I suspect that we are a long way from that. However, in the meantime, it is terrific for patients that there are so many technologies out there. In my previous life dealing with the delivery of ophthalmic care at Optegra, I was struck by one thing about premium IOL products. We were lucky because, with 23 hospitals under one corporate entity, we were able to do customer satisfaction surveys over a broad range of populations. The satisfaction levels that patients expressed with premium lenses were extremely high, into the 90% range. This is much higher than you would see for breast augmentation or other forms of elective surgery. So personally, I think the profession has been quite timid in the adoption of these technologies. Still today, only 7% of lens volume worldwide is in non-monofocal lenses. That has to be ripe for substantial growth.

CRST Europe: Does Rayner have any interest in developing other types of medical devices?

Mr. Clover: The classical model seems to be for large ophthalmic companies to offer large capital equipment—lasers, phacoemulsifiers—and to use IOLs as a sort of currency for acquiring these large machines. Rayner does not have competence in designing, maintaining, and servicing capital equipment. So, no, we have no interest at all in capital equipment. Good luck to the guys who do.
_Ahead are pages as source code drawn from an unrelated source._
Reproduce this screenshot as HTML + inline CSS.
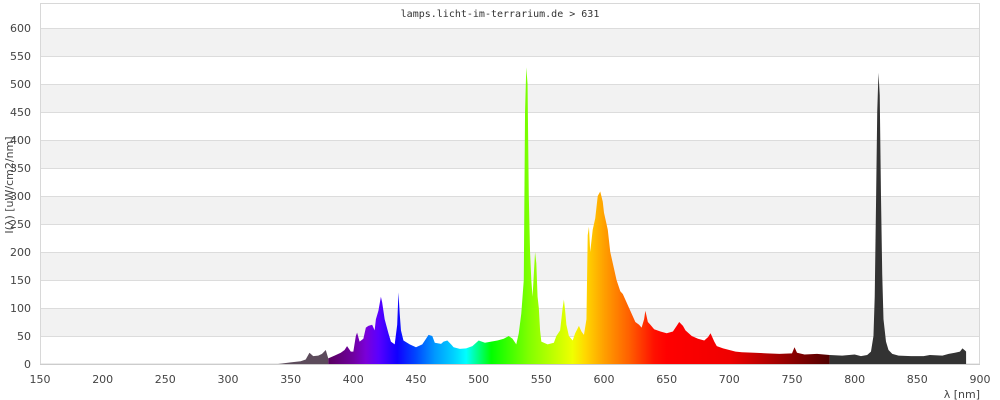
<!DOCTYPE html>
<html><head><meta charset="utf-8"><style>
html,body{margin:0;padding:0;background:#fff;}
svg{display:block;font-family:"DejaVu Sans","Liberation Sans",sans-serif;}
</style></head><body>
<svg width="1000" height="400" viewBox="0 0 1000 400" xmlns="http://www.w3.org/2000/svg">
<defs>
<linearGradient id="sp" gradientUnits="userSpaceOnUse" x1="380" y1="0" x2="780" y2="0">
<stop offset="0" stop-color="#58005e"/>
<stop offset="0.05" stop-color="#7000a0"/>
<stop offset="0.075" stop-color="#7a00d8"/>
<stop offset="0.1" stop-color="#5a00ff"/>
<stop offset="0.1375" stop-color="#1000ff"/>
<stop offset="0.175" stop-color="#0048ff"/>
<stop offset="0.2125" stop-color="#0098ff"/>
<stop offset="0.25" stop-color="#00d0ff"/>
<stop offset="0.275" stop-color="#00ffff"/>
<stop offset="0.3" stop-color="#00ff80"/>
<stop offset="0.325" stop-color="#00ff00"/>
<stop offset="0.3625" stop-color="#40ff00"/>
<stop offset="0.4" stop-color="#80ff00"/>
<stop offset="0.45" stop-color="#c0ff00"/>
<stop offset="0.4875" stop-color="#f0ff00"/>
<stop offset="0.5125" stop-color="#ffd800"/>
<stop offset="0.55" stop-color="#ffa000"/>
<stop offset="0.6" stop-color="#ff6000"/>
<stop offset="0.65" stop-color="#ff1000"/>
<stop offset="0.675" stop-color="#ff0000"/>
<stop offset="0.8" stop-color="#f00000"/>
<stop offset="0.9" stop-color="#a00000"/>
<stop offset="1" stop-color="#500000"/>
</linearGradient>
<clipPath id="cp"><polygon points="340,0 350,3 358,5 362,8 365,20 368,14 372,15 375,18 378,25 380,10 385,15 390,20 393,25 395,32 398,22 400,22 402,50 403,56 405,40 408,45 410,65 412,68 415,70 417,60 418,80 420,95 422,120 423,110 425,80 428,55 430,40 433,35 435,70 436,128 437,90 438,60 440,42 445,35 450,30 455,35 458,45 460,52 463,50 465,38 470,36 472,40 475,42 478,35 480,30 485,27 490,28 495,32 498,38 500,42 505,38 510,40 515,42 520,45 524,50 527,45 530,35 532,55 534,90 536,150 537,450 538,530 539,500 540,300 541,200 542,150 543,120 544,160 545,200 546,180 547,120 548,100 549,60 550,40 555,35 560,38 562,50 565,60 567,100 568,115 569,95 570,70 572,50 575,42 577,55 580,68 582,58 584,52 586,80 587,230 588,245 589,200 591,240 593,260 595,300 597,308 599,290 600,270 603,240 605,200 608,170 610,150 613,130 615,125 618,110 620,100 623,85 625,75 628,70 630,65 632,80 633,95 635,75 637,70 640,62 645,58 650,55 655,58 658,68 660,75 663,68 665,60 670,50 675,45 680,42 683,48 685,55 688,40 690,32 695,28 700,25 705,22 710,21 720,20 730,19 740,18 750,19 752,30 754,20 760,17 770,18 780,16 790,15 800,17 805,14 810,16 813,22 815,50 816,120 817,280 818,450 819,520 820,480 821,300 822,160 823,80 825,40 827,25 830,18 835,15 845,14 855,14 860,16 870,15 875,18 880,20 884,22 886,28 888,24 889,22 889,0"/></clipPath>
</defs>
<rect x="40" y="3" width="940" height="361" fill="#fff"/>
<g fill="#f2f2f2">
<rect x="40" y="28" width="940" height="28"/>
<rect x="40" y="84" width="940" height="28"/>
<rect x="40" y="140" width="940" height="28"/>
<rect x="40" y="196" width="940" height="28"/>
<rect x="40" y="252" width="940" height="28"/>
<rect x="40" y="308" width="940" height="28"/>
</g>
<g stroke="#dcdcdc" stroke-width="1">
<line x1="40" y1="28.5" x2="980" y2="28.5"/><line x1="40" y1="56.5" x2="980" y2="56.5"/><line x1="40" y1="84.5" x2="980" y2="84.5"/><line x1="40" y1="112.5" x2="980" y2="112.5"/><line x1="40" y1="140.5" x2="980" y2="140.5"/><line x1="40" y1="168.5" x2="980" y2="168.5"/><line x1="40" y1="196.5" x2="980" y2="196.5"/><line x1="40" y1="224.5" x2="980" y2="224.5"/><line x1="40" y1="252.5" x2="980" y2="252.5"/><line x1="40" y1="280.5" x2="980" y2="280.5"/><line x1="40" y1="308.5" x2="980" y2="308.5"/><line x1="40" y1="336.5" x2="980" y2="336.5"/>
</g>
<rect x="40.5" y="3.5" width="939" height="360.5" fill="none" stroke="#d8d8d8"/>
<g transform="translate(40,364) scale(1.25333,-0.56) translate(-150,0)" clip-path="url(#cp)">
<rect x="330" y="0" width="50" height="650" fill="#5c4b5b"/>
<rect x="380" y="0" width="400" height="650" fill="url(#sp)"/>
<rect x="780" y="0" width="120" height="650" fill="#333"/>
</g>
<line x1="40" y1="364.5" x2="980" y2="364.5" stroke="#ccc"/>
<text x="500" y="17" text-anchor="middle" font-family="'DejaVu Sans Mono','Liberation Mono',monospace" font-size="10" fill="#333">lamps.licht-im-terrarium.de &gt; 631</text>
<g font-size="11" fill="#444" text-anchor="end">
<text x="31" y="32">600</text><text x="31" y="60">550</text><text x="31" y="88">500</text><text x="31" y="116">450</text><text x="31" y="144">400</text><text x="31" y="172">350</text><text x="31" y="200">300</text><text x="31" y="228">250</text><text x="31" y="256">200</text><text x="31" y="284">150</text><text x="31" y="312">100</text><text x="31" y="340">50</text><text x="31" y="368">0</text>
</g>
<g font-size="11" fill="#444" text-anchor="middle">
<text x="40" y="383">150</text><text x="102.7" y="383">200</text><text x="165.3" y="383">250</text><text x="228" y="383">300</text><text x="290.7" y="383">350</text><text x="353.3" y="383">400</text><text x="416" y="383">450</text><text x="478.7" y="383">500</text><text x="541.3" y="383">550</text><text x="604" y="383">600</text><text x="666.7" y="383">650</text><text x="729.3" y="383">700</text><text x="792" y="383">750</text><text x="854.7" y="383">800</text><text x="917.3" y="383">850</text><text x="980" y="383">900</text>
</g>
<text x="980" y="398" text-anchor="end" font-size="11" fill="#444">λ [nm]</text>
<text transform="translate(13,185) rotate(-90)" text-anchor="middle" font-size="11" fill="#444">I(λ)  [uW/cm2/nm]</text>
</svg>
</body></html>
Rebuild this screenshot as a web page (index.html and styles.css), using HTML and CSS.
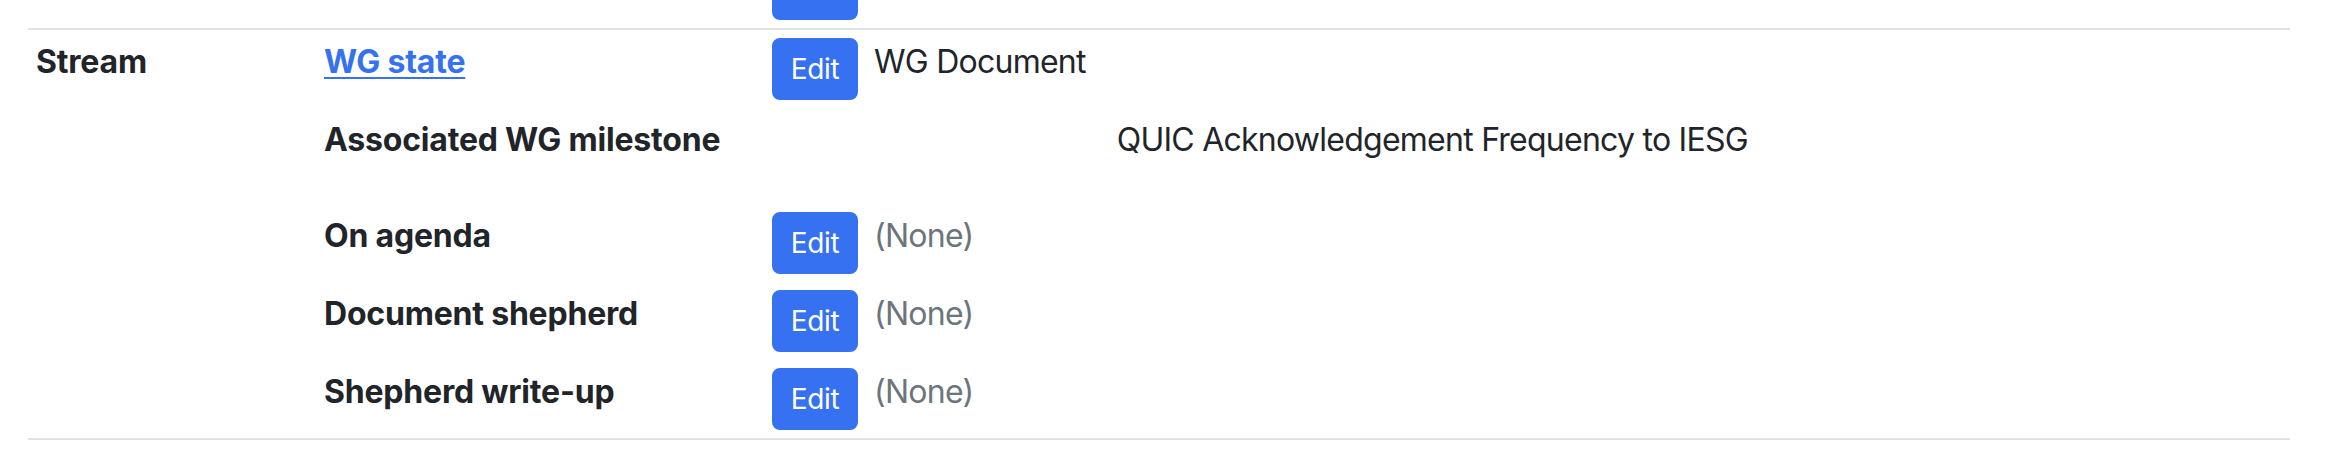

Companies take huge bets on these technologies that they develop, and, if they do not pay off, they are really in trouble. I do not want any part of that.

I think it is a zero-sum game. The IOL is arguably the most important piece of the puzzle because it is the bit that stays in the eye and delivers the vision at the end of the day. I am not sure bundling is at all good for the industry; forcing practitioners to use a lens because it is a way of paying for capital equipment does not seem like a place we should be.

 

I like the idea of partnering. There are many great independent companies out there that offer good products, and we will be happy to work with them.

In terms of diversification, my belief is that areas like ocular surface disease present big opportunities, with a strong demographic and lifestyle drivers. I would like to see Rayner finding the right opportunity to enter markets like that and glaucoma as well, although one wonders if we have missed the boat with the microinvasive glaucoma surgery devices market at the moment.

Rather than taking on capital equipment manufacturing and design, it makes more sense to ask: What are our competences? Our competences are around our high-quality manufacturing, our professional training capabilities, our global infrastructure, being small enough to collaborate with entrepreneurs and academic institutions that produce innovations, and taking products to market quickly without some of the associated bureaucracy and other problems that come with scale. For the next few years, we have got our hands full getting the pipeline into shape to offer a comprehensive modern portfolio. After that, I think those are the areas we will be likely to look at.

CRST Europe: Where do you see the company 5 or 10 years down the road?

Mr. Clover: We would like to have a stronger geographic presence and maybe two or three new product ranges. I am sure if you read the mission statements of a lot of the companies in this sector, they talk about being an ophthalmology partner and providing innovative services. However, few of them would actually say, “We are going to do IOLs. We are going to try to do them better than anybody else. We are going to keep it simple, but we are going to stay at the front.”

I want Rayner to be that company. I think there is an enormous scope for R&D and technological development in IOLs, and there is a danger that the leaders in this market get distracted by all the other things they are doing. Instead, the one thing that should be the most important—the IOL—ends up being maybe the source of least innovation.

We have lots of growth to go through before we get to that head-scratching worry of “What’s next for us?” We are grateful for the opportunity to have people reading about the company and understanding where we are. Finally, I would say, to those people who are developing innovative products, that I hope Rayner is one of the top names on their list of potential partners.